Ashes 2013-14: Four talking points as Australia recover on day one
Ashes 2013-14: Stuart Clarke takes a look at four talking points as Australia end day one of third Test on 326-6
It’s a tough one to call as to which team had the better day. Before tea there was no doubt that England’s five wickets had put them on top for the first time this series. But an Australian revival, spearheaded by Steve Smith, in the second half of the game pushed them past 300 on what appears to be a pretty benign Perth pitch. Smith batted excellently for his second Test century, both of which have come against England, and he was ably supported by Brad Haddin and Mitchell Johnson to get Australia back on track. The runs came at a frenetic pace early on as Australia went into lunch three wickets down but a run-rate of nearly five an over. Australia lost their wickets to a mixture of excellent fielding and appalling shot-selection, not unlike England’s woes in the first two Tests. England’s bowlers changed their plan of attack a number of times but on the whole were largely ineffective. Jimmy Anderson was economical but didn’t threaten to take wickets with the lack of swing on offer at the Waca. Before tea, England bowled relentlessly short of a length and very straight despite the fact that Smith and Haddin were pulling them away for runs every time.

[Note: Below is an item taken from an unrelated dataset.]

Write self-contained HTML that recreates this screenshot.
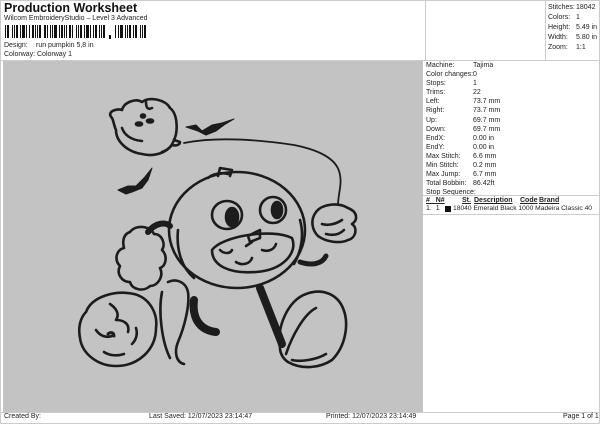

Later on the line improved and the run-rate dropped, but the continued barrage of short balls to Smith and Johnson in the final hour caused them no problems and perhaps gave Australia the edge on day one.
Smith comes of age
For the last few years, the appearance of Steve Smith in an Australian squad would be enough to make one of my Antipodean friend’s blood boil. In amongst the expletives was the general sense that he didn’t think Smith was good enough to play in the baggy green. There can be no argument that the youngster is one of the finest strikers of a cricket ball, has prodigious talent and also one of the best middle names in the sport (Devereux). The problem, however, would be Smith’s tendency to get out cheaply by playing a shot ill-suited to the situation of the match. He came into this match averaging 15 and questions were being raised again as to whether he merited his place in the team. Today he showed that he does. His unbeaten century was faultless. His partnership with Haddin rescued Australia from being bowled out before the end of play. And latterly his partnership with Johnson helped his team race past 300. Smith put on a masterclass of how to play the pull shot, mostly thanks the England’s insistence on bowling it short to him. Time after time he would spot the short ball so early that he would have time to transfer his weight and hit the ball in front of square. Unlike Alistair Cook’s dismissal in the second innings at Adelaide (and George Bailey’s horrendous shot today) Smith brought his hands from high to low when striking the pull shot, ensuring that it always went along the ground. By teatime he had passed his 50 and all-but three of those runs had been on the leg side. In the past he has got himself out cheaply by wafting at balls outside off stump, so it was a surprise to see England persisting with bowling a middle-stump line to him. A new plan of attack is needed on day two if England are to have any hope of batting before lunch.
Haddin’s purple patch
Coming into the match England’s sixth and seventh wicket partnerships averaged just over ten. Including today, the Australian sixth and seventh wicket partnership averages 81. While Mitchell Johnson has skittled out England’s middle and low order in the first two matches, Brad Haddin has held together the Australians in the middle of the innings. The wicketkeeper has notched up four consecutive scores of 50 or more, including a century in Adelaide. He has been involved in three partnerships of over 100 and one of 90 in his four innings. In contrast, Matt Prior’s series total of 73 runs was greatly boosted by his 69 in the second innings in Adelaide. Before that innings Prior had faced just 13 balls for his four runs, 372 fewer than Haddin had at the same point. If England are to have a hope of turning this series around a few Haddin-esque performances from Prior will be needed.
It ain’t half hot
Any club cricketer in the UK will attest that as soon as the thermometer heads towards 30 degrees the enthusiasm to stand in a field for a few hours and run around ebbs away. Well spare a thought for the two teams today who had to withstand temperatures of over 40 degrees, and it’s only going to get hotter over the weekend. With humidity down in the mid-teens, there was little on offer for the bowlers in terms of movement through the air so running in over after over in the heat trying to deceive the batsmen with pace and bounce will take its toll throughout the day. Alistair Cook did well to spread the bowling out between his four quick men, with Tim Bresnan the workhorse bowling 21 overs. The inclusion of Ben Stokes as a fourth seam bowler looks to be a good one and there were rumours of Graeme Swann being left out before the match due to Perth’s reputation as a pace bowling wicket. But it’s not just the bowlers who struggle in the heat. Batting for long periods is a draining exercise at the best of times, but under a helmet in the searing temperatures it can be hard to keep the concentration, so Smith’s four-and-a-half hour innings was impressive on more than one level.